Sans parler des prises de position littéralement délirantes comme son soutien à la Corée du Nord, son appel à Poutine pour envahir la France et son offre de collaborer avec une éventuelle occupation russe, en assumant d’ailleurs explicitement et avec un air manifestement amusé de sa provocation, toute la charge du terme renvoyant à Vichy sinon même à ce que fut le milieu de la Collaboration en tant que tel à Paris.
Après avoir pu capitaliser sur son succès internet, et réussi à organiser un public, en grande partie aussi grâce au soutien de l’humoriste décadent Dieudonné et en comptant aussi sur l’appui d’un certain nombre de groupuscules et de réseaux de l’extrême-droite, gravitant autour du Front National, de la mouvance catholique traditionaliste ou nationale-révolutionnaire, les énergies qu’il a pu capter sont en réalité en train de s’épuiser.

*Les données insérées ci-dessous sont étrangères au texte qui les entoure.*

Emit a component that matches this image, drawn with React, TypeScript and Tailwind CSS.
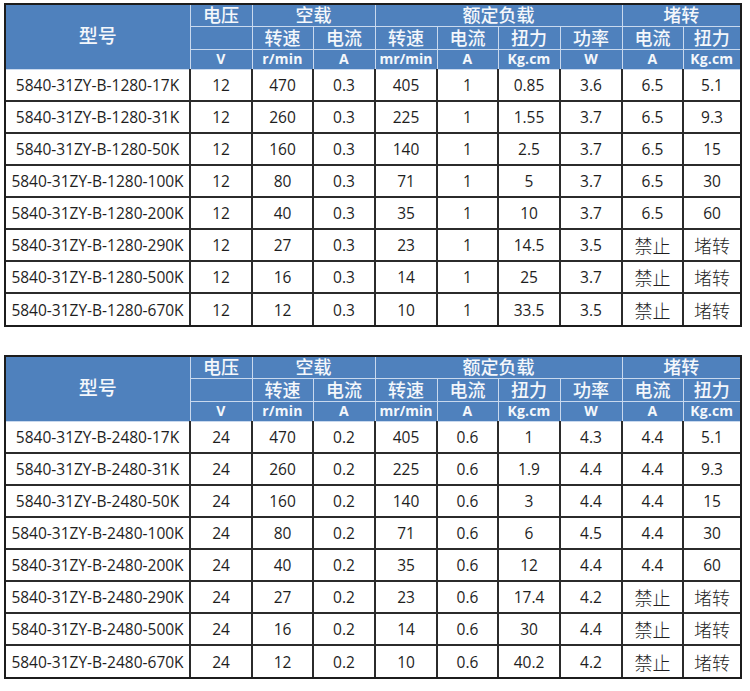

Toutes ses tentatives politiques ont abouti à des échecs cuisants et son ego vaniteux agressif et vulgaire ne lui a pas permis de densifier et de maintenir quelque chose qui pourrait s’apparenter à un parti. Le Raptor dissident entend en quelque sorte clouer le cercueil politique.
Évidemment, le doute existe encore comme quoi c’est une mise en scène, une division du marché, les deux tapant dans des créneaux différents, Dieudonné connaissant les deux et se proposant par ailleurs comme entremetteurs.
Cependant, le style en dit long. On est ici dans le tribalisme, l’absence d’ordre dans l’esprit, de mesure dans l’analyse, de valeurs bien circonscrites intellectuellement, de clarté dans l’expression. On est dans la manipulation émotionnelle, dans le racolage le plus éhonté, la quête du buzz.
Que l’extrême-droite témoigne ici qu’elle n’a rien à voir avec les apports de la France à la civilisation humaine, qu’elle corresponde en tous points au style décadent du capitalisme moderne… est plein de leçons.